There is no problem with congruence between the early chapters of the Book of Romans and the statements Paul makes in other places (even in the sixth chapter of Romans) concerning the fact that spiritual death follows sinful behavior on the part of the Christian believer. If we as a believer practice the desires of our sinful nature we will not inherit the Kingdom of God.

But let us think about the term "inherit." There are many believers who have been and yet are in the Kingdom of God. This means they have been born again of Christ and have a portion of God's Spirit in them. This is what it means to be in the Spirit of God.

But if they do not nourish this new life by putting to death, through the Spirit, the deeds of their sinful nature, they will have this life removed from them and they will be sent into the outer darkness. From there they will be able to see the Kingdom of light and glory, but they will not inherit it.

Consider the following:

When Jesus heard this, he was astonished and said to those following him, "I tell you the truth, I have not found anyone in Israel with such great faith. I say to you that many will come from the east and the west, and will take their places at the feast with Abraham, Isaac and Jacob in the kingdom of heaven. But the subjects of the kingdom will be thrown outside, into the darkness, where there will be weeping and gnashing of teeth." (Matthew 8:10-12)

Notice that they were "the subjects of the kingdom." This means they were in the Kingdom. But they were thrown outside because they did not please the Lord.

The Son of Man will send out his angels, and they will weed out of his kingdom everything that causes sin and all who do evil. (Matthew 13:41)

Those who hold to the poisonous premise of which I spoke will declare it is impossible to be in the Kingdom of God and then thrown out. But the Scripture says otherwise.

I have been accused of preaching works, of saying that we have to earn our salvation by doing good works. I do not teach this.

It is true rather that the Kingdom of God itself is found in righteous behavior. The rule of God produces righteous behavior. We are not redeemed because we behave righteously, it is the power of the Divine redemption that produces righteous behavior.

To not be transformed morally means we are not living as we should in the Holy Spirit.

There is one fact we must understand: In order for redemption to take place, God must act and we must act. Redemption never is one-sided, in which God does everything or we do everything.

A careful reading of the New Testament will reveal the sovereign work that God does, and the works that we must do in order to benefit from the sovereign work of God.
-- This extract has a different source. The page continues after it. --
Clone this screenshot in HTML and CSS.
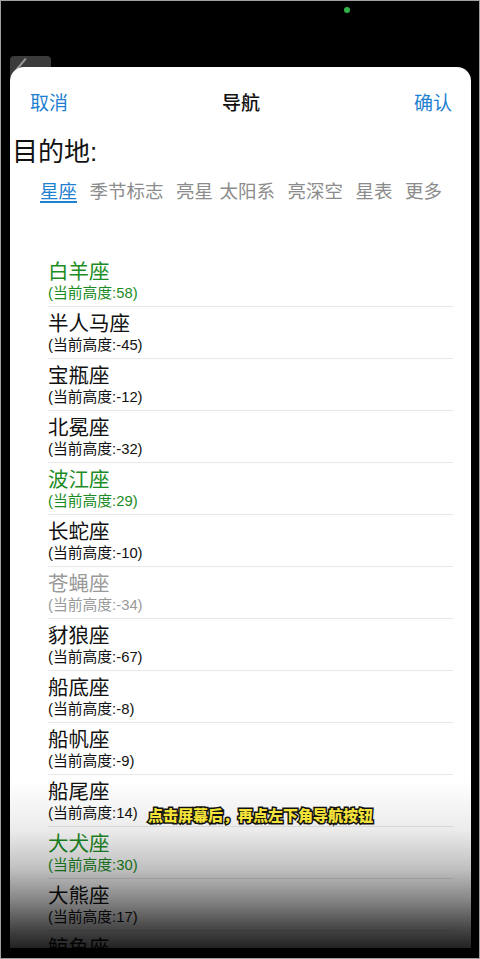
FILE: index.html
```html
<!DOCTYPE html>
<html lang="zh">
<head>
<meta charset="utf-8">
<link rel="stylesheet" href="styles.css">
</head>
<body>
<div class="screen">
  <div class="topbar">
    <span class="dot"></span>
  </div>
  <div class="tool"><span class="stroke"></span></div>
  <div class="card">
    <div class="header">
      <span class="btn">取消</span>
      <span class="title">导航</span>
      <span class="btn">确认</span>
    </div>
    <div class="dest">目的地:</div>
    <div class="tabs">
      <span class="tab active">星座</span>
      <span class="tab">季节标志</span>
      <span class="tab tight">亮星</span>
      <span class="tab">太阳系</span>
      <span class="tab">亮深空</span>
      <span class="tab">星表</span>
      <span class="tab">更多</span>
    </div>
    <ul class="list">
      <li class="row green"><div class="name">白羊座</div><div class="sub">(当前高度:58)</div></li>
      <li class="row"><div class="name">半人马座</div><div class="sub">(当前高度:-45)</div></li>
      <li class="row"><div class="name">宝瓶座</div><div class="sub">(当前高度:-12)</div></li>
      <li class="row"><div class="name">北冕座</div><div class="sub">(当前高度:-32)</div></li>
      <li class="row green"><div class="name">波江座</div><div class="sub">(当前高度:29)</div></li>
      <li class="row"><div class="name">长蛇座</div><div class="sub">(当前高度:-10)</div></li>
      <li class="row gray"><div class="name">苍蝇座</div><div class="sub">(当前高度:-34)</div></li>
      <li class="row"><div class="name">豺狼座</div><div class="sub">(当前高度:-67)</div></li>
      <li class="row"><div class="name">船底座</div><div class="sub">(当前高度:-8)</div></li>
      <li class="row"><div class="name">船帆座</div><div class="sub">(当前高度:-9)</div></li>
      <li class="row"><div class="name">船尾座</div><div class="sub">(当前高度:14)</div></li>
      <li class="row green"><div class="name">大犬座</div><div class="sub">(当前高度:30)</div></li>
      <li class="row"><div class="name">大熊座</div><div class="sub">(当前高度:17)</div></li>
      <li class="row"><div class="name">鲸鱼座</div></li>
    </ul>
  </div>
  <div class="shade"></div>
  <div class="caption">点击屏幕后，再点左下角导航按钮</div>
  <div class="frame"></div>
</div>
</body>
</html>
```
FILE: styles.css
```css
* { box-sizing: border-box; margin: 0; padding: 0; }
html, body { width: 480px; height: 959px; overflow: hidden; background: #000; }
body {
  font-family: "Liberation Sans", "Noto Sans CJK SC", sans-serif;
}
.screen {
  position: relative;
  width: 480px;
  height: 959px;
  background: #000;
  overflow: hidden;
  padding: 0 9px 0 10px;
}
.topbar {
  height: 56px;
  position: relative;
}
.dot {
  position: absolute;
  left: 334px;
  top: 7px;
  width: 6px;
  height: 6px;
  border-radius: 50%;
  background: #2fb34a;
}
.tool {
  position: absolute;
  left: 10px;
  top: 56px;
  width: 41px;
  height: 20px;
  background: #3b3b3b;
  border-radius: 4px 4px 0 0;
}
.tool .stroke {
  position: absolute;
  left: 15px;
  top: 2px;
  width: 2px;
  height: 14px;
  background: #9a9a9a;
  transform: rotate(40deg);
  transform-origin: top left;
}
.card {
  position: relative;
  margin-top: 11px;
  background: #fff;
  border-radius: 14px 14px 0 0;
  height: 881px;
  overflow: hidden;
}
.header {
  height: 68px;
  display: flex;
  align-items: center;
  justify-content: space-between;
  padding: 0 19px 0 20px;
  font-size: 19px;
}
.btn { color: #1f7fd1; }
.title { color: #111; font-family: "Noto Sans CJK SC", sans-serif; font-weight: 500; }
.dest {
  font-size: 26px;
  line-height: 34px;
  color: #111;
  padding-left: 2px;
}
.tabs {
  margin-top: 8px;
  height: 26px;
  display: flex;
  align-items: center;
  gap: 12.5px;
  padding-left: 30px;
  font-size: 18.5px;
  color: #8c8c8c;
  white-space: nowrap;
}
.tab.tight { margin-right: -6px; }
.tab.active {
  color: #1f7fd1;
  text-decoration: underline;
  text-underline-offset: 3px;
  text-decoration-thickness: 2px;
}
.list {
  list-style: none;
  margin: 52px 18px 0 38px;
}
.row {
  height: 52px;
  padding-top: 5px;
  border-bottom: 1px solid #e8e8e8;
  color: #111;
}
.name {
  font-size: 20.5px;
  line-height: 24px;
}
.sub {
  font-size: 14.8px;
  line-height: 18px;
}
.row.green { color: #1c8c24; }
.row.gray { color: #9a9a9a; }
.shade {
  position: absolute;
  left: 0;
  top: 780px;
  width: 480px;
  height: 179px;
  background: linear-gradient(to bottom, rgba(0,0,0,0) 0%, rgba(0,0,0,0.03) 11%, rgba(0,0,0,0.08) 28%, rgba(0,0,0,0.25) 50%, rgba(0,0,0,0.48) 67%, rgba(0,0,0,0.74) 84%, rgba(0,0,0,0.9) 97%, rgba(0,0,0,0.92) 100%);
}
.caption {
  position: absolute;
  left: 148px;
  top: 804px;
  font-family: "Noto Sans CJK SC", sans-serif;
  font-weight: 900;
  font-size: 15px;
  line-height: 22px;
  color: #f3e23a;
  -webkit-text-stroke: 3px #111;
  paint-order: stroke fill;
}
.frame {
  position: absolute;
  inset: 0;
  border: 1px solid #a0a0a0;
  pointer-events: none;
}
```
God simply will not permit us to be passive while He "saves" us. This is not scriptural.

Would we be Christ's disciple? We must deny ourselves, take up our cross, and follow Jesus. We must do this. God will help us if we ask Him; but if we do not deny ourselves, take up our cross, and follow Jesus at all times we are not a disciple.

The poisonous premise, that God sees we are unable to keep His commandments and therefore must be brought to Heaven by forgiveness (grace), ignores the help that God is offering the believer who will set out to overcome the world, the flesh, and his own self-will. It ignores the power of the new covenant, the power that produces new creations of righteous behavior and holy personality.

The poisonous premise is at the heart of much of today's theology, If is found in the footnotes of today's translations of the Bible. Without doubt it is the supreme deception presented by Satan, and may be the greatest misunderstanding in the history of mankind.

Shall we stand together and put the axe to this poison vine whenever we encounter its poisonous tentacles. It has brought about the destruction of the moral character of numerous believers in the United States. Many pastors look at pornography on the Internet. Many of their members practice the behaviors condemned so strongly by the Apostle Paul. The result shall be fierce judgment upon our country.

The new covenant forgives, and then transforms the individual into the image of the Lord Jesus Christ. Forgiveness based on belief, apart from character transformation, is not the Gospel of the Kingdom of God, but the evidence of the influence of the philosophy of Gnosticism on Christian thinking.